Par ce pourvoi, un mémoire complémentaire et un mémoire en réplique, enregistrés les 13 mars et 9 octobre 2019 au secrétariat du contentieux du Conseil d'Etat, M. A... demande au Conseil d'Etat :
1°) d'annuler ce jugement ;
2°) réglant l'affaire au fond, de faire droit à sa demande ;
3°) de mettre à la charge de l'Etat la somme de 3 000 euros au titre de l'article L. 761-1 du code de justice administrative.

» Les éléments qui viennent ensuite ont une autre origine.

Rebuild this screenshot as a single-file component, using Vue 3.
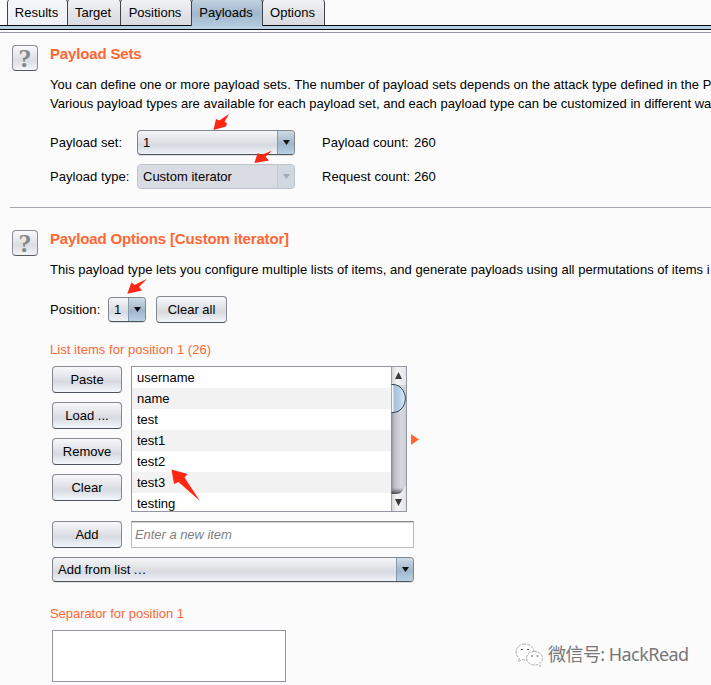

Vu les autres pièces du dossier ;
Vu :
- le code des pensions civiles et militaires de retraite ;
- le décret n° 2012-1246 du 7 novembre 2012 ;
- le code de justice administrative et le décret n°2020-1406 du 18 novembre 2020 ;
Après avoir entendu en séance publique :
- le rapport de M. Aurélien Caron, auditeur,
- les conclusions de Mme Céline Guibé, rapporteur public ;
La parole ayant été donnée, après les conclusions, à Me Le Prado, avocat de M. B... A... ;
Considérant ce qui suit :
1. Il ressort des pièces du dossier soumis aux juges du fond que M. B... A... est atteint depuis sa naissance d'une infirmité permanente et incurable. Le père de M. A..., invalide de guerre, est décédé le 2 mai 1965. Par un arrêté du 10 août 2015, l'administration a accordé à M. A..., à la suite du décès de sa mère le 20 octobre 2011, le bénéfice de la pension militaire de réversion de 50 % de sa mère en sa qualité d'ayant-cause et d'une pension de réversion de 10 % en tant qu'orphelin majeur infirme. Par un certificat du 7 mars 2016 transmis par courrier du 17 mars 2016, le service des retraites de l'Etat a suspendu le paiement des arrérages de ces deux pensions à compter du 1er novembre 2011. Par un jugement du 29 juin 2018, le tribunal administratif de Montpellier a rejeté les demandes de M. A... tendant à l'annulation du certificat du 7 mars 2016 et du courrier du 17 mars 2016 ainsi que ses demandes indemnitaires au titre de dommages et intérêts. M. A... demande l'annulation de ce jugement.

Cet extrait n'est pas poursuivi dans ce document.